Ağustos ayından eylüle kadar DNS etkinliğindeki büyük artıştan sorumlu diğer bir bankacılık Truva atı Emotet oldu. Şirketlerin toplamda yüzde 45’i Emotet ile karşılaştı.

Fidye Yazılımları

Yılın çoğunda öne çıkan iki fidye yazılımı Sodinokibi ve Ryuk oldu. 

Nisan ayından başlamak üzere, Sodinokibi’nin (diğer adıyla REvil) ele geçirdiği bilgisayar sayısı kayda değer ölçüde artış gösterdi ve sonbaharda da yükselişini sürdürdü. Bu önemli artış sonucunda, şirketlerin yüzde 46’sı bu tehditle karşılaştı. Eylül ayında bu fidye yazılımından kaynaklanan toplam sorgu sayısının ağustos ayındaki değerin beş katına kadar yükselmesi, etkilenen sistemlerin birçoğunda fidye yazılımının çalıştırıldığını gösteriyor olabilir.

Etkinlik miktarının kasım-aralık aylarındaki yükselişinden büyük ölçüde Ryuk sorumlu. Yine de Ryuk ile ilişkili etki alanlarına bağlanan uç noktaların sayısı yıl boyunca görece az ve istikrarlı seyrederken, ancak sorgu etkinliği fırlamadan önce orta düzeyde artış gösterdi.
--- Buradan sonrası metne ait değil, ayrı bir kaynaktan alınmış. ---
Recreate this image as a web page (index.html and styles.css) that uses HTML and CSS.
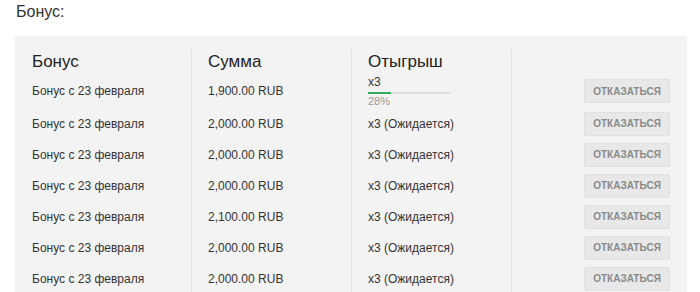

Tehditlerin her birinin mağdurlardan sızdırmaya çalıştığı bildirilen para miktarı konusunda, iki tehdit arasında önemli farklar göze çarpıyor. Sodinokibi daha fazla uç noktaya bulaşıp görece küçük bir fidye isterken, Ryuk daha az sisteme bulaşıp çok daha büyük bir fidye talep ediyor.

“Kimse tek başına değil”

Raporu yorumlayan Cisco Orta Doğu ve Afrika Bölgesi Siber Güvenlik Direktörü Fady Younes, şunları söyledi: “Günümüzde, ‘kimse tek başına değildir’ fikri tehditler için de geçerli. Bugünlerde görülen en yaygın saldırılar, farklı aşamalarda çok çeşitli tehditlerden faydalanıyor. Kendi ağınızda bir tehdit bulduğunuzda, onunla birlikte çalışan tehditlerin neler olduğunu araştırmak ve daha fazla tehlike yaratmalarını önlemek için gerekli önlemleri almak akıllıca olacaktır.”